* **Your objective**:
Lines containing the word "components" are to be counted; state their number and nothing further.

* **Material**:
——————
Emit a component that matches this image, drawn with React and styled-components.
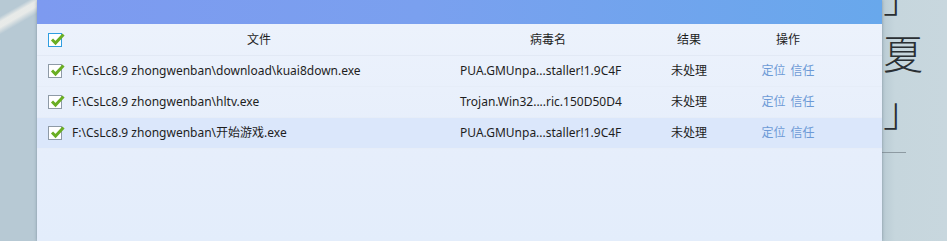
import React from "react";
import styled, { createGlobalStyle } from "styled-components";

const GlobalStyle = createGlobalStyle`
  html, body {
    margin: 0;
    padding: 0;
    overflow: hidden;
  }
  body {
    font-family: "Noto Sans", "Noto Sans CJK SC", sans-serif;
    font-size: 12px;
    color: #1e1e1e;
  }
`;

const Page = styled.div`
  width: 947px;
  height: 241px;
  display: flex;
  overflow: hidden;
  background: #c4d4dc;
`;

const LeftStrip = styled.div`
  flex: 0 0 37px;
  background:
    linear-gradient(150deg, transparent 18%, rgba(240, 240, 236, 0.85) 24%, rgba(240, 240, 236, 0.85) 30%, transparent 38%) top / 100% 70px no-repeat,
    #b7c9d4;
`;

const Window = styled.div`
  flex: 0 0 845px;
  display: flex;
  flex-direction: column;
  box-shadow: 0 0 3px rgba(60, 80, 100, 0.45);
  position: relative;
  z-index: 1;
`;

const TitleBar = styled.div`
  height: 24px;
  background: linear-gradient(90deg, #7d9af0 0%, #7aa0ef 45%, #68a8ec 100%);
`;

const Body = styled.div`
  flex: 1;
  padding-top: 1px;
  background: linear-gradient(180deg, #ecf2fc 0%, #e6eefb 60%, #e3edfb 100%);
`;

const Row = styled.div`
  display: grid;
  grid-template-columns: 35px 374px 204px 78px 120px 1fr;
  align-items: center;
  height: 31px;
  border-bottom: 1px solid ${({ $header }) => ($header ? "#e2e9f5" : "#e6edf8")};
  box-sizing: border-box;
  background: ${({ $active }) => ($active ? "#dbe7fb" : "transparent")};
`;

const Cell = styled.div`
  display: flex;
  align-items: center;
  justify-content: ${({ $center }) => ($center ? "center" : "flex-start")};
  padding-left: ${({ $pad }) => $pad || 0}px;
  white-space: nowrap;
  line-height: 18px;
`;

const Check = styled.span`
  display: inline-flex;
  width: 14px;
  height: 14px;
  box-sizing: border-box;
  border: 1px solid ${({ $blue }) => ($blue ? "#2f9de0" : "#8e9aa6")};
  background: #fff;
  position: relative;
  margin-left: 11px;

  svg {
    position: absolute;
    left: 1px;
    top: -2px;
  }
`;

const Link = styled.span`
  color: #6d9ad6;
  margin-right: 5px;
  &:last-child {
    margin-right: 0;
  }
`;

const RightStrip = styled.div`
  flex: 1;
  display: flex;
  flex-direction: column;
  background: linear-gradient(90deg, #b9cbd3 0%, #c6d6dd 20%, #c8d7de 100%);
`;

const Vertical = styled.div`
  margin-top: -33px;
  padding-left: 1px;
  display: flex;
  flex-direction: column;
  font-family: "Noto Sans CJK SC", sans-serif;
  font-size: 40px;
  line-height: 57px;
  color: #2a2f33;
  font-weight: 300;
`;

const Rule = styled.div`
  margin-top: 14px;
  width: 24px;
  height: 1px;
  background: #8d9aa2;
`;

const Tick = ({ blue }) => (
  <Check $blue={blue}>
    <svg width="15" height="14" viewBox="0 0 15 14">
      <path d="M2 7.5 L5.5 11 L13.5 2.5" fill="none" stroke="#6aae23" strokeWidth="3" strokeLinejoin="miter" />
    </svg>
  </Check>
);

const rows = [
  ["F:\\CsLc8.9 zhongwenban\\download\\kuai8down.exe", "PUA.GMUnpa...staller!1.9C4F"],
  ["F:\\CsLc8.9 zhongwenban\\hltv.exe", "Trojan.Win32....ric.150D50D4"],
  ["F:\\CsLc8.9 zhongwenban\\开始游戏.exe", "PUA.GMUnpa...staller!1.9C4F"],
];

export default function App() {
  return (
    <>
      <GlobalStyle />
      <Page>
        <LeftStrip />
        <Window>
          <TitleBar />
          <Body>
            <Row $header>
              <Cell>
                <Tick blue />
              </Cell>
              <Cell $center>文件</Cell>
              <Cell $center>病毒名</Cell>
              <Cell $center>结果</Cell>
              <Cell $center>操作</Cell>
              <Cell />
            </Row>
            {rows.map(([file, virus], i) => (
              <Row key={i} $active={i === 2}>
                <Cell>
                  <Tick />
                </Cell>
                <Cell>{file}</Cell>
                <Cell $pad={14}>{virus}</Cell>
                <Cell $center>未处理</Cell>
                <Cell $center>
                  <Link>定位</Link>
                  <Link>信任</Link>
                </Cell>
                <Cell />
              </Row>
            ))}
          </Body>
        </Window>
        <RightStrip>
          <Vertical>
            <span>」</span>
            <span>夏</span>
            <span>」</span>
          </Vertical>
          <Rule />
        </RightStrip>
      </Page>
    </>
  );
}
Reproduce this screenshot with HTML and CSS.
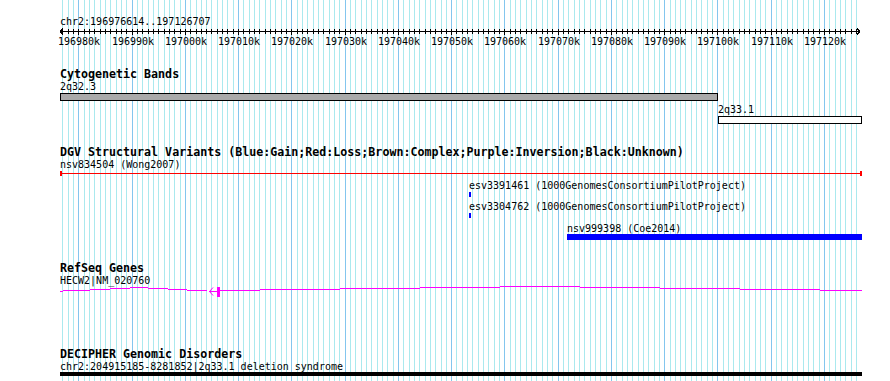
FILE: index.html
```html
<!DOCTYPE html>
<html>
<head>
  <meta charset="utf-8">
  <title>chr2:196976614..197126707</title>
  <link rel="stylesheet" href="styles.css">
</head>
<body>
<div class="browser">
  <!-- grid and ruler ticks are drawn by the script below -->
  <svg class="grid" id="grid" width="890" height="381"></svg>

  <div class="tracks">
    <div class="ruler">
      <div class="ruler-label">chr2:196976614..197126707</div>
      <svg class="scale" id="scale" width="890" height="7"></svg>
      <div class="tick-labels" id="tickLabels"></div>
    </div>

    <div class="track cyto">
      <div class="track-title">Cytogenetic Bands</div>
      <div class="lane lane-band">
        <span class="feature-label" data-start="196976614">2q32.3</span>
        <div class="band band-grey" data-start="196976614" data-end="197100100"></div>
      </div>
      <div class="lane lane-band">
        <span class="feature-label" data-start="197100100">2q33.1</span>
        <div class="band band-white" data-start="197100100" data-end="197127100"></div>
      </div>
    </div>

    <div class="track dgv">
      <div class="track-title">DGV Structural Variants (Blue:Gain;Red:Loss;Brown:Complex;Purple:Inversion;Black:Unknown)</div>
      <div class="lane lane-loss">
        <span class="feature-label" data-start="196976614">nsv834504 (Wong2007)</span>
        <div class="variant variant-loss" data-start="196976614" data-end="197127100"></div>
      </div>
      <div class="lane lane-tick">
        <span class="feature-label" data-start="197053400">esv3391461 (1000GenomesConsortiumPilotProject)</span>
        <div class="variant variant-gain tick" data-start="197053400" data-end="197053700"></div>
      </div>
      <div class="lane lane-tick">
        <span class="feature-label" data-start="197053400">esv3304762 (1000GenomesConsortiumPilotProject)</span>
        <div class="variant variant-gain tick" data-start="197053400" data-end="197053700"></div>
      </div>
      <div class="lane lane-bar">
        <span class="feature-label" data-start="197071750">nsv999398 (Coe2014)</span>
        <div class="variant variant-gain bar" data-start="197071750" data-end="197127100"></div>
      </div>
    </div>

    <div class="track refseq">
      <div class="track-title">RefSeq Genes</div>
      <div class="lane lane-gene">
        <span class="feature-label" data-start="196976614">HECW2|NM_020760</span>
        <svg class="gene" width="890" height="14" shape-rendering="crispEdges">
          <g stroke="#ff00ff" stroke-width="1">
            <line x1="60" y1="7.5" x2="63" y2="7.5"/>
            <line x1="63" y1="6.5" x2="90" y2="6.5"/>
            <line x1="90" y1="5.5" x2="110" y2="5.5"/>
            <line x1="110" y1="4.5" x2="130" y2="4.5"/>
            <line x1="130" y1="3.5" x2="148" y2="3.5"/>
            <line x1="148" y1="4.5" x2="168" y2="4.5"/>
            <line x1="168" y1="5.5" x2="187" y2="5.5"/>
            <line x1="187" y1="6.5" x2="207" y2="6.5"/>
            <line x1="209" y1="7.5" x2="217" y2="7.5"/>
            <line x1="220" y1="6.5" x2="260" y2="6.5"/>
            <line x1="260" y1="5.5" x2="340" y2="5.5"/>
            <line x1="340" y1="4.5" x2="420" y2="4.5"/>
            <line x1="420" y1="3.5" x2="500" y2="3.5"/>
            <line x1="500" y1="2.5" x2="580" y2="2.5"/>
            <line x1="580" y1="3.5" x2="660" y2="3.5"/>
            <line x1="660" y1="4.5" x2="740" y2="4.5"/>
            <line x1="740" y1="5.5" x2="820" y2="5.5"/>
            <line x1="820" y1="6.5" x2="862" y2="6.5"/>
          </g>
          <path d="M213 3.5 L209.5 7.5 L213 11.5" fill="none" stroke="#ff00ff" stroke-width="1" shape-rendering="auto"/>
          <rect x="217" y="3" width="3" height="10" fill="#ff00ff"/>
        </svg>
      </div>
    </div>

    <div class="track decipher">
      <div class="track-title">DECIPHER Genomic Disorders</div>
      <div class="lane lane-disorder">
        <span class="feature-label" data-start="196976614">chr2:204915185-8281852|2q33.1 deletion syndrome</span>
        <div class="disorder" data-start="196976614" data-end="197127100"></div>
      </div>
    </div>
  </div>
</div>

<script>
  var START = 196976614;
  var END = 197126707;
  var X0 = 60.3;          // pixel of START
  var PX_PER_BP = 0.005326;
  var NS = 'http://www.w3.org/2000/svg';

  function toX(bp) {
    return X0 + (bp - START) * PX_PER_BP;
  }

  function svgLine(parent, x1, y1, x2, y2, color) {
    var l = document.createElementNS(NS, 'line');
    l.setAttribute('x1', x1);
    l.setAttribute('y1', y1);
    l.setAttribute('x2', x2);
    l.setAttribute('y2', y2);
    l.setAttribute('stroke', color);
    parent.appendChild(l);
  }

  // grid lines every 1k, darker every 10k
  var grid = document.getElementById('grid');
  var scale = document.getElementById('scale');
  var tickLabels = document.getElementById('tickLabels');
  for (var k = Math.ceil(START / 1000); k * 1000 <= END; k++) {
    var x = Math.round(toX(k * 1000)) + 0.5;
    var major = k % 10 === 0;
    svgLine(grid, x, 0, x, 381, major ? '#84c6ee' : '#aae9ee');
    svgLine(scale, x, 1, x, major ? 7 : 6, '#000');
    if (major) {
      var span = document.createElement('span');
      span.className = 'tick-label';
      span.textContent = k + 'k';
      span.style.left = Math.round(x - 21) + 'px';
      tickLabels.appendChild(span);
    }
  }

  // ruler axis with arrow heads
  svgLine(scale, 60, 3.5, 860, 3.5, '#000');
  svgLine(scale, 60, 3.5, 63, 0.5, '#000');
  svgLine(scale, 60, 3.5, 63, 6.5, '#000');
  svgLine(scale, 860, 3.5, 857, 0.5, '#000');
  svgLine(scale, 860, 3.5, 857, 6.5, '#000');

  // place labels and glyphs from their coordinates
  var items = document.querySelectorAll('[data-start]');
  for (var i = 0; i < items.length; i++) {
    var el = items[i];
    var left = Math.max(60, Math.round(toX(+el.dataset.start)));
    el.style.left = left + 'px';
    if (el.dataset.end) {
      var right = Math.min(862, Math.round(toX(+el.dataset.end)));
      el.style.width = (right - left) + 'px';
    }
  }
</script>
</body>
</html>
```

FILE: styles.css
```css
html, body {
  margin: 0;
  background: #ffffff;
}

.browser {
  position: relative;
  width: 890px;
  height: 381px;
  overflow: hidden;
  background: #ffffff;
  font-family: "DejaVu Sans Mono", "Liberation Mono", monospace;
  font-size: 10px;
  line-height: 13px;
  color: #000;
}

.grid {
  position: absolute;
  top: 0;
  left: 0;
  shape-rendering: crispEdges;
}

.tracks {
  position: relative;
}

/* ruler */
.ruler {
  padding-top: 15px;
}

.ruler-label {
  padding-left: 60px;
  height: 13px;
}

.scale {
  display: block;
  shape-rendering: crispEdges;
}

.tick-labels {
  position: relative;
  height: 13px;
}

.tick-label {
  position: absolute;
  top: 0;
}

/* tracks */
.track-title {
  font-weight: bold;
  font-size: 11.65px;
  line-height: 12px;
  height: 12px;
  padding-left: 60px;
  white-space: nowrap;
}

.cyto {
  margin-top: 20px;
}

.dgv {
  margin-top: 22px;
}

.refseq {
  margin-top: 22px;
}

.decipher {
  margin-top: 50px;
}

.lane {
  position: relative;
}

.feature-label {
  position: absolute;
  top: 0;
  white-space: nowrap;
}

.lane-band {
  height: 23px;
}

.lane-band + .lane-band {
  height: 21px;
}

.band {
  position: absolute;
  top: 13px;
  height: 8px;
  box-sizing: border-box;
  border: 1px solid #000;
}

.band-grey {
  background: #aaaaaa;
}

.band-white {
  background: #ffffff;
}

.lane-loss {
  height: 21px;
}

.variant-loss {
  position: absolute;
  top: 15px;
  height: 1px;
  background: #ff0000;
}

.variant-loss::before,
.variant-loss::after {
  content: "";
  position: absolute;
  top: -2px;
  width: 2px;
  height: 5px;
  background: #ff0000;
}

.variant-loss::before {
  left: 0;
}

.variant-loss::after {
  right: 0;
}

.lane-tick {
  height: 21px;
}

.lane-tick + .lane-tick {
  height: 22px;
}

.variant-gain {
  position: absolute;
  background: #0000ff;
}

.tick {
  top: 13px;
  height: 5px;
  min-width: 2px;
}

.lane-bar {
  height: 18px;
}

.bar {
  top: 12px;
  height: 6px;
}

.lane-gene {
  height: 24px;
}

.gene {
  position: absolute;
  top: 10px;
  left: 0;
}

.lane-disorder {
  height: 17px;
}

.disorder {
  position: absolute;
  top: 12px;
  height: 4px;
  background: #000;
}
```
——————
* **Solution to the problem**:
2